• _Challenge_
Your task is to copy the listing exactly. Drop any pictures from the copy.

** Start **

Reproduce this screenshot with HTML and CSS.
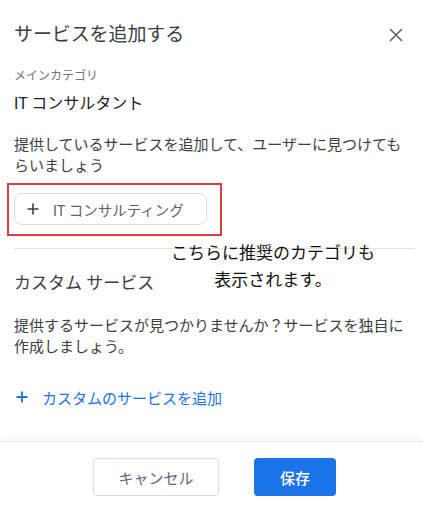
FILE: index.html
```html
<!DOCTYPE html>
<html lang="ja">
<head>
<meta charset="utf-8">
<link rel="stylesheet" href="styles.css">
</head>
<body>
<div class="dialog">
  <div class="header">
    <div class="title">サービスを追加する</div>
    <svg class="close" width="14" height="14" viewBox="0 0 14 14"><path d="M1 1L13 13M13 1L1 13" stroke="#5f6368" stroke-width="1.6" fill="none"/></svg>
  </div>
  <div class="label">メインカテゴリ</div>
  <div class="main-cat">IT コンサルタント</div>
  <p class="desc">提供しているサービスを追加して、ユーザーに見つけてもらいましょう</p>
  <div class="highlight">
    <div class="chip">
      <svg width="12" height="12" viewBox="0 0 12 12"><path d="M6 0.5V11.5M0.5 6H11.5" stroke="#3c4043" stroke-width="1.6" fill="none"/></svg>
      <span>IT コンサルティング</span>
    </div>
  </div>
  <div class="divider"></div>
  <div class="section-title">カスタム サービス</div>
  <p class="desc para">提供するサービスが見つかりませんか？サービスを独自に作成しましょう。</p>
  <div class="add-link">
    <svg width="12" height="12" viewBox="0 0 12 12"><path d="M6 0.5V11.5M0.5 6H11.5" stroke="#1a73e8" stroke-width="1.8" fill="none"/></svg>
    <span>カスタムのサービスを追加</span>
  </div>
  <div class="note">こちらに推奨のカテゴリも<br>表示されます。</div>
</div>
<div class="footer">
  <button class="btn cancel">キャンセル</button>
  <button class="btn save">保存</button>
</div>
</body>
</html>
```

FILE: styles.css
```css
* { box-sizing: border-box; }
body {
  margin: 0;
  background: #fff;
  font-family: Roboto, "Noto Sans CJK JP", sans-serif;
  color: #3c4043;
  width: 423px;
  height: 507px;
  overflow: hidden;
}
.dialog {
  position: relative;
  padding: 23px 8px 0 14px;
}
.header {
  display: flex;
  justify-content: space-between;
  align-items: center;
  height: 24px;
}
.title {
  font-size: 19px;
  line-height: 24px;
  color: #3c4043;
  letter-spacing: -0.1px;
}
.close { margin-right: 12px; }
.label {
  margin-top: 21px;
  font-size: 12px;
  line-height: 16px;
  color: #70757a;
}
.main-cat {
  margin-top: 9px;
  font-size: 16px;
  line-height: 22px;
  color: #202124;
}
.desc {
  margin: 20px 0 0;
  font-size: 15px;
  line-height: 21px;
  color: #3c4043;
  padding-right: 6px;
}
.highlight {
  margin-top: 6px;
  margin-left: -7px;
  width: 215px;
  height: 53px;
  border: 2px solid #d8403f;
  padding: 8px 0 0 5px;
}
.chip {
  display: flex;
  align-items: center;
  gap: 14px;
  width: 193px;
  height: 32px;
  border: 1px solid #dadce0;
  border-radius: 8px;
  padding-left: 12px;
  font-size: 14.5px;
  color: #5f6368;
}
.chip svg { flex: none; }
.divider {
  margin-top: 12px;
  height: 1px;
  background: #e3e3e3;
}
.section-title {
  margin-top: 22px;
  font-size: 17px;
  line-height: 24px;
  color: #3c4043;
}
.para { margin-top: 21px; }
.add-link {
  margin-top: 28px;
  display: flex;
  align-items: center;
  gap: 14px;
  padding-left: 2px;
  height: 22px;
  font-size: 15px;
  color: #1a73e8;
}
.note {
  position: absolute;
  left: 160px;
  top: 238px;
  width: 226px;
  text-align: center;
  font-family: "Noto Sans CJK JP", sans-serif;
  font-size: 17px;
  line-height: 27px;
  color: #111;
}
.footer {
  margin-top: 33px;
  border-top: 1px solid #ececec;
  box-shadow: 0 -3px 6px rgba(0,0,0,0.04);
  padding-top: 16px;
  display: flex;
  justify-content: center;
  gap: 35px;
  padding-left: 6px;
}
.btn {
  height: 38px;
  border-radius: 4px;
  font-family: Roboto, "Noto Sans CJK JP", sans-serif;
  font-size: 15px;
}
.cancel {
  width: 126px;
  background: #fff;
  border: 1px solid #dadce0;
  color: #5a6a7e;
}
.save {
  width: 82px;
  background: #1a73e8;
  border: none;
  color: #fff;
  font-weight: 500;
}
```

** End **

• _Solution to the exercise_
Reproduce this screenshot with HTML and CSS.
FILE: index.html
```html
<!DOCTYPE html>
<html lang="ja">
<head>
<meta charset="utf-8">
<link rel="stylesheet" href="styles.css">
</head>
<body>
<div class="dialog">
  <div class="header">
    <div class="title">サービスを追加する</div>
    <svg class="close" width="14" height="14" viewBox="0 0 14 14"><path d="M1 1L13 13M13 1L1 13" stroke="#5f6368" stroke-width="1.6" fill="none"/></svg>
  </div>
  <div class="label">メインカテゴリ</div>
  <div class="main-cat">IT コンサルタント</div>
  <p class="desc">提供しているサービスを追加して、ユーザーに見つけてもらいましょう</p>
  <div class="highlight">
    <div class="chip">
      <svg width="12" height="12" viewBox="0 0 12 12"><path d="M6 0.5V11.5M0.5 6H11.5" stroke="#3c4043" stroke-width="1.6" fill="none"/></svg>
      <span>IT コンサルティング</span>
    </div>
  </div>
  <div class="divider"></div>
  <div class="section-title">カスタム サービス</div>
  <p class="desc para">提供するサービスが見つかりませんか？サービスを独自に作成しましょう。</p>
  <div class="add-link">
    <svg width="12" height="12" viewBox="0 0 12 12"><path d="M6 0.5V11.5M0.5 6H11.5" stroke="#1a73e8" stroke-width="1.8" fill="none"/></svg>
    <span>カスタムのサービスを追加</span>
  </div>
  <div class="note">こちらに推奨のカテゴリも<br>表示されます。</div>
</div>
<div class="footer">
  <button class="btn cancel">キャンセル</button>
  <button class="btn save">保存</button>
</div>
</body>
</html>
```

FILE: styles.css
```css
* { box-sizing: border-box; }
body {
  margin: 0;
  background: #fff;
  font-family: Roboto, "Noto Sans CJK JP", sans-serif;
  color: #3c4043;
  width: 423px;
  height: 507px;
  overflow: hidden;
}
.dialog {
  position: relative;
  padding: 23px 8px 0 14px;
}
.header {
  display: flex;
  justify-content: space-between;
  align-items: center;
  height: 24px;
}
.title {
  font-size: 19px;
  line-height: 24px;
  color: #3c4043;
  letter-spacing: -0.1px;
}
.close { margin-right: 12px; }
.label {
  margin-top: 21px;
  font-size: 12px;
  line-height: 16px;
  color: #70757a;
}
.main-cat {
  margin-top: 9px;
  font-size: 16px;
  line-height: 22px;
  color: #202124;
}
.desc {
  margin: 20px 0 0;
  font-size: 15px;
  line-height: 21px;
  color: #3c4043;
  padding-right: 6px;
}
.highlight {
  margin-top: 6px;
  margin-left: -7px;
  width: 215px;
  height: 53px;
  border: 2px solid #d8403f;
  padding: 8px 0 0 5px;
}
.chip {
  display: flex;
  align-items: center;
  gap: 14px;
  width: 193px;
  height: 32px;
  border: 1px solid #dadce0;
  border-radius: 8px;
  padding-left: 12px;
  font-size: 14.5px;
  color: #5f6368;
}
.chip svg { flex: none; }
.divider {
  margin-top: 12px;
  height: 1px;
  background: #e3e3e3;
}
.section-title {
  margin-top: 22px;
  font-size: 17px;
  line-height: 24px;
  color: #3c4043;
}
.para { margin-top: 21px; }
.add-link {
  margin-top: 28px;
  display: flex;
  align-items: center;
  gap: 14px;
  padding-left: 2px;
  height: 22px;
  font-size: 15px;
  color: #1a73e8;
}
.note {
  position: absolute;
  left: 160px;
  top: 238px;
  width: 226px;
  text-align: center;
  font-family: "Noto Sans CJK JP", sans-serif;
  font-size: 17px;
  line-height: 27px;
  color: #111;
}
.footer {
  margin-top: 33px;
  border-top: 1px solid #ececec;
  box-shadow: 0 -3px 6px rgba(0,0,0,0.04);
  padding-top: 16px;
  display: flex;
  justify-content: center;
  gap: 35px;
  padding-left: 6px;
}
.btn {
  height: 38px;
  border-radius: 4px;
  font-family: Roboto, "Noto Sans CJK JP", sans-serif;
  font-size: 15px;
}
.cancel {
  width: 126px;
  background: #fff;
  border: 1px solid #dadce0;
  color: #5a6a7e;
}
.save {
  width: 82px;
  background: #1a73e8;
  border: none;
  color: #fff;
  font-weight: 500;
}
```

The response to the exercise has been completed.